Quand l'humilité devient collective
Bien dosée, l'humilité peut devenir un puissant moteur d'engagement. Jenny Ouellette le constate : « Si une organisation valorise l'humilité, l'authenticité et l'excellence, ça devient des vecteurs puissants pour amener une culture proactive et axée sur l'esprit de communauté. »
Mais trop d'humilité peut aussi freiner l'innovation. Maryse Shaffer nuance :« Dans certaines organisations, l'humilité est tellement valorisée qu'elle finit par devenir un frein à la prise d'initiative. »
Accompagner pour révéler le potentiel
Dans une culture d'humilité, le rôle du gestionnaire devient celui d'un guide attentif. Judith Dignard se décrit comme « l'architecte du parcours professionnel » de son équipe.

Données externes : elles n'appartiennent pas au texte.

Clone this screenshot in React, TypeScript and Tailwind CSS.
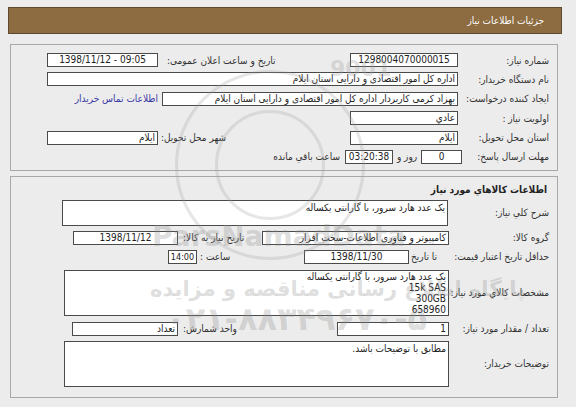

« Je me fais un devoir de mettre en lumière les réussites de la personne, même si elle ne les voit pas elle-même. »
- Judith Dignard
Une approche que partage Maryse Shaffer : « L'humilité n'est pas le contraire de l'ambition ; c'est souvent une posture de protection. » En aidant les employé.e.s à nommer leurs forces et leurs aspirations, les gestionnaires deviennent des catalyseurs de confiance et transforment l'ambition en moteur collectif.
Faire briller sans éteindre
Entre ambition assumée et humilité choisie, l'enjeu n'est pas de choisir un camp, mais de trouver la juste mesure. Créer des environnements où chacun.e peut s'exprimer sans craindre d'être jugé.e, c'est faire place à des trajectoires plus authentiques - où la réussite se définit autant par le sens que par la progression. « La clé, c'est d'aider chacun.e à trouver son point d'équilibre », conclut Maryse Shaffer.